Framing matters more than most people realize. Explaining that you need quiet time to recharge, and being specific about how long you need and what you’ll be like afterward, tends to land much better than a vague withdrawal. Connecting your quiet time to the quality of your presence, “I’ll be genuinely here for you after thirty minutes of quiet” rather than “I just need to be alone,” helps partners understand it as something that benefits the relationship rather than something that happens at the relationship’s expense. Consistency also helps: when quiet time is a predictable routine rather than a crisis response, it stops feeling alarming.
Can you be an introvert who needs quiet time and still be a good parent?
Absolutely, and in many ways the self-awareness that comes with understanding your quiet time needs makes you a more intentional parent. The challenge is creating sustainable rhythms that honor your need for restoration while remaining present and available for your children. Many introverted parents find that building predictable quiet windows into the family schedule, rather than waiting until depletion forces the issue, allows them to show up more fully during active parenting time. Children also benefit from seeing a parent model healthy self-awareness and self-care, including the understanding that different people have different needs.
What’s the difference between needing quiet time and avoiding people?

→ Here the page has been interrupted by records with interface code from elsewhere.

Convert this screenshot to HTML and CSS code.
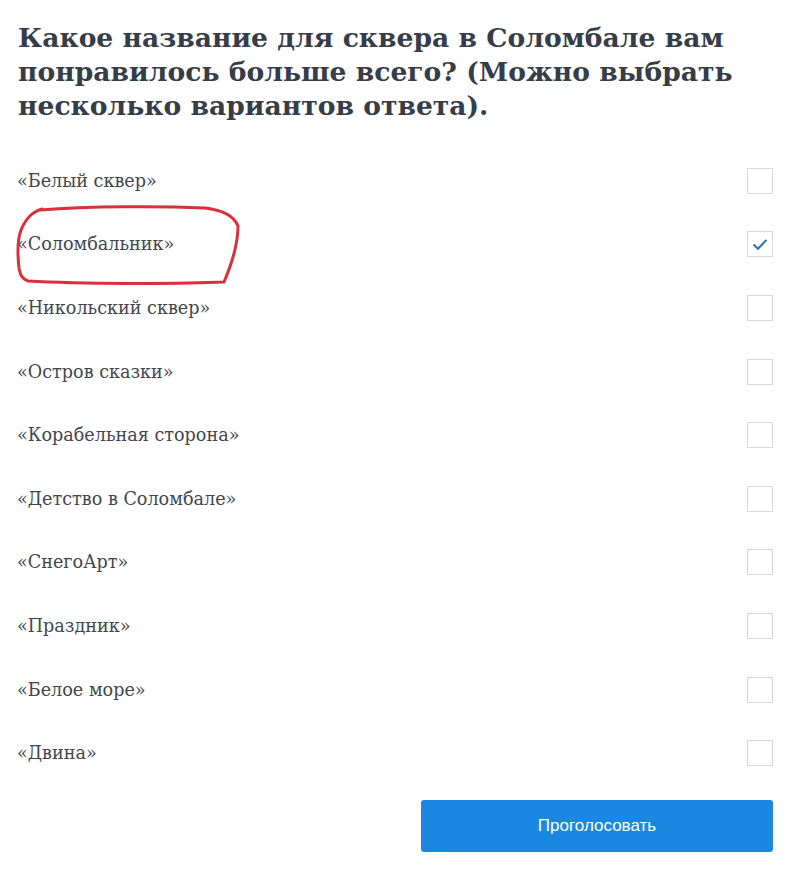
FILE: index.html
```html
<!DOCTYPE html>
<html lang="ru">
<head>
<meta charset="utf-8">
<link rel="stylesheet" href="styles.css">
</head>
<body>
<div class="poll">
  <h1 class="title">Какое название для сквера в Соломбале вам понравилось больше всего? (Можно выбрать несколько вариантов ответа).</h1>
  <ul class="options">
    <li class="option"><span class="label">«Белый сквер»</span><span class="box"></span></li>
    <li class="option"><span class="label">«Соломбальник»</span><span class="box checked"><svg viewBox="0 0 26 26" width="26" height="26"><path d="M6 13.5 L10.8 18.2 L20 8.5" fill="none" stroke="#2a74b4" stroke-width="2.2"/></svg></span></li>
    <li class="option"><span class="label">«Никольский сквер»</span><span class="box"></span></li>
    <li class="option"><span class="label">«Остров сказки»</span><span class="box"></span></li>
    <li class="option"><span class="label">«Корабельная сторона»</span><span class="box"></span></li>
    <li class="option"><span class="label">«Детство в Соломбале»</span><span class="box"></span></li>
    <li class="option"><span class="label">«СнегоАрт»</span><span class="box"></span></li>
    <li class="option"><span class="label">«Праздник»</span><span class="box"></span></li>
    <li class="option"><span class="label">«Белое море»</span><span class="box"></span></li>
    <li class="option"><span class="label">«Двина»</span><span class="box"></span></li>
  </ul>
  <div class="actions"><button class="vote">Проголосовать</button></div>
  <svg class="scribble" width="789" height="300" viewBox="0 0 789 300"><path d="M40 210 C 90 206, 160 206, 205 208 C 222 210, 234 216, 238 226 C 238 245, 230 268, 224 282 C 180 284, 80 284, 28 281 C 20 278, 20 272, 19 268 C 17 250, 18 238, 21 230 C 26 218, 32 212, 42 209" fill="none" stroke="#d8303c" stroke-width="3" stroke-linecap="round"/></svg>
</div>
</body>
</html>
```
FILE: styles.css
```css
* { box-sizing: border-box; }
html, body { margin: 0; padding: 0; background: #fff; }
.poll { position: relative; width: 789px; height: 871px; padding: 21px 16px 0 18px; }
.title {
  margin: 0;
  font-family: "DejaVu Serif", serif;
  font-weight: bold;
  font-size: 26.6px;
  line-height: 34px;
  color: #363d48;
}
.options { list-style: none; margin: 26px 0 0; padding: 0; }
.option {
  display: flex; align-items: center; justify-content: space-between;
  height: 63.6px;
}
.label {
  font-family: "DejaVu Serif", serif;
  font-size: 17.6px;
  color: #41464e;
  margin-left: -1px;
}
.box {
  width: 26px; height: 26px; border: 1px solid #d6d8dc; background: #fff;
  display: flex; align-items: center; justify-content: center;
}
.box svg { display: block; }
.actions { display: flex; justify-content: flex-end; margin-top: 15px; }
.vote {
  width: 352px; height: 52px; border: 0; border-radius: 3px;
  background: #1a88e0; color: #fff;
  font-family: "Liberation Sans", Arial, sans-serif; font-size: 17px;
}
.scribble { position: absolute; left: 0; top: 0; pointer-events: none; }
```
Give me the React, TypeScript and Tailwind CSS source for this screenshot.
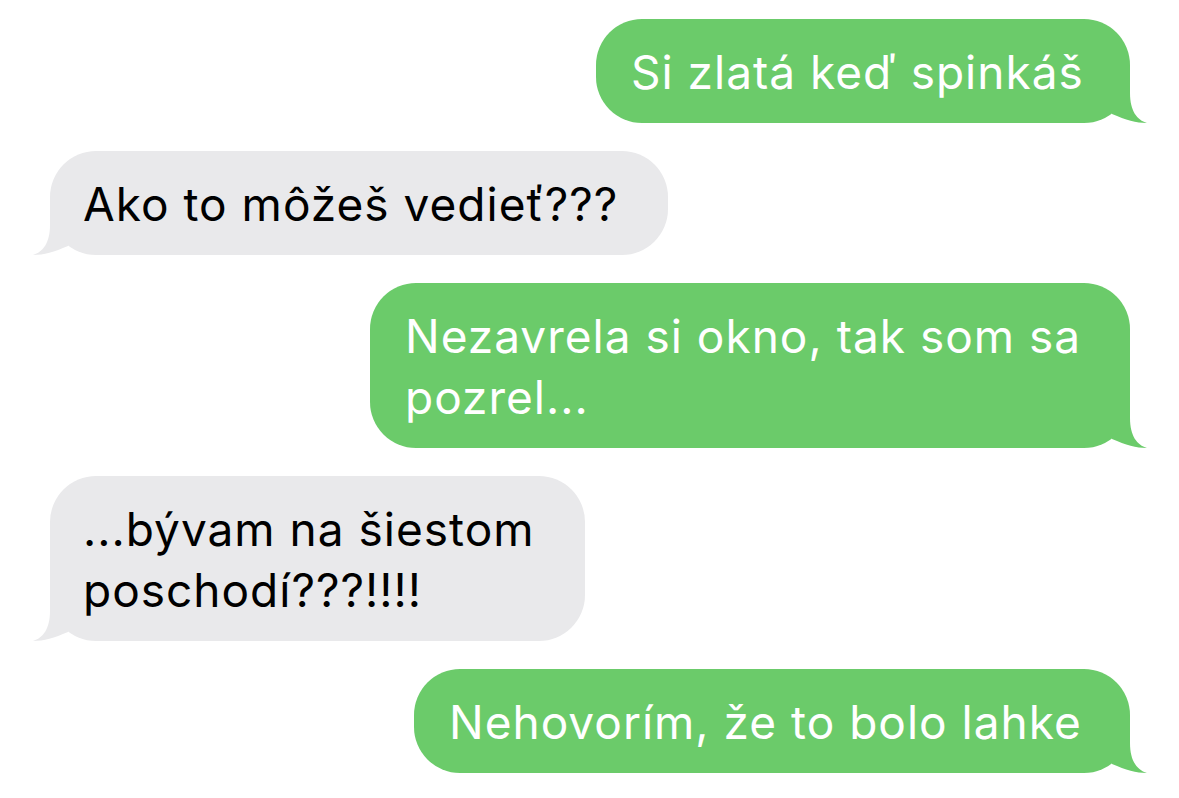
const GREEN = "#6BCB6A";
const GRAY = "#E9E9EB";

function Tail({ side, color }: { side: "left" | "right"; color: string }) {
  return (
    <svg
      width="40"
      height="50"
      viewBox="0 0 40 50"
      className={
        side === "right"
          ? "absolute bottom-0 right-[-18px]"
          : "absolute bottom-0 left-[-18px] -scale-x-100"
      }
    >
      <path d="M22 4 L22 20 C22 38 29 47 39 50 C28 50 18 47 4 41 L4 4 Z" fill={color} />
    </svg>
  );
}

function Sent({ text, width }: { text: React.ReactNode; width: string }) {
  return (
    <div className="flex justify-end pr-[49px]">
      <div
        className={`relative rounded-[46px] bg-[#6BCB6A] pl-[35px] pr-[30px] pt-[23px] pb-[20px] text-[46px] leading-[61px] tracking-[1px] text-white whitespace-nowrap ${width}`}
      >
        {text}
        <Tail side="right" color={GREEN} />
      </div>
    </div>
  );
}

function Received({ text, width }: { text: React.ReactNode; width: string }) {
  return (
    <div className="flex justify-start pl-[50px]">
      <div
        className={`relative rounded-[46px] bg-[#E9E9EB] pl-[33px] pr-[30px] pt-[23px] pb-[20px] text-[46px] leading-[61px] tracking-[1px] text-black whitespace-nowrap ${width}`}
      >
        {text}
        <Tail side="left" color={GRAY} />
      </div>
    </div>
  );
}

export default function App() {
  return (
    <div
      className="min-h-screen w-full bg-white pt-[19px] flex flex-col gap-[28px]"
      style={{ fontFamily: "Inter, 'Liberation Sans', sans-serif" }}
    >
      <Sent text="Si zlatá keď spinkáš" width="w-[534px]" />
      <Received text="Ako to môžeš vedieť???" width="w-[618px]" />
      <Sent
        text={
          <>
            Nezavrela si okno, tak som sa
            <br />
            pozrel...
          </>
        }
        width="w-[760px]"
      />
      <Received
        text={
          <>
            ...bývam na šiestom
            <br />
            poschodí???!!!!
          </>
        }
        width="w-[535px]"
      />
      <Sent text="Nehovorím, že to bolo lahke" width="w-[716px]" />
    </div>
  );
}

Needing quiet time is about restoration, not avoidance. An introvert who takes thirty minutes of solitude after work and then re-engages fully with their family is managing their energy, not hiding from connection. Avoidance, by contrast, tends to be driven by anxiety, conflict, or emotional shutdown rather than a straightforward need for sensory and social recovery. The distinction often shows up in what happens after the quiet period: genuine restoration leaves you more present and engaged, while avoidance tends to perpetuate disconnection. If you find that quiet time consistently leads to fuller engagement, that’s a good sign it’s serving its intended purpose.
How much quiet time is normal for an introvert?

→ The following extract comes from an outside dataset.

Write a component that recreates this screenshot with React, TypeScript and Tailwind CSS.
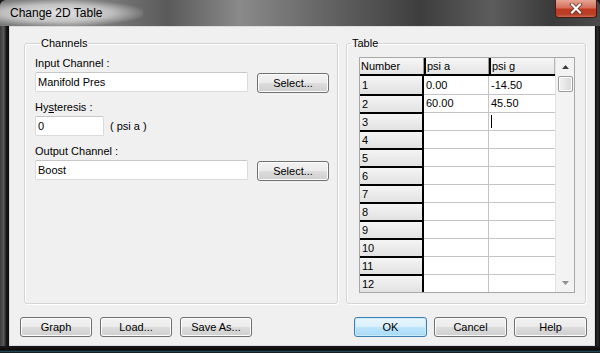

There’s no universal answer, because introversion exists on a spectrum and individual needs vary considerably based on personality, life circumstances, workload, and the intensity of social demands in a given period. Some introverts feel restored after twenty minutes of solitude. Others need several hours. What matters more than a specific number is whether you’re getting enough quiet time to feel genuinely present and functional in your daily life. If you’re consistently feeling depleted, irritable, or mentally foggy, that’s usually a signal that your quiet time needs aren’t being met, regardless of how much time you’re technically spending alone.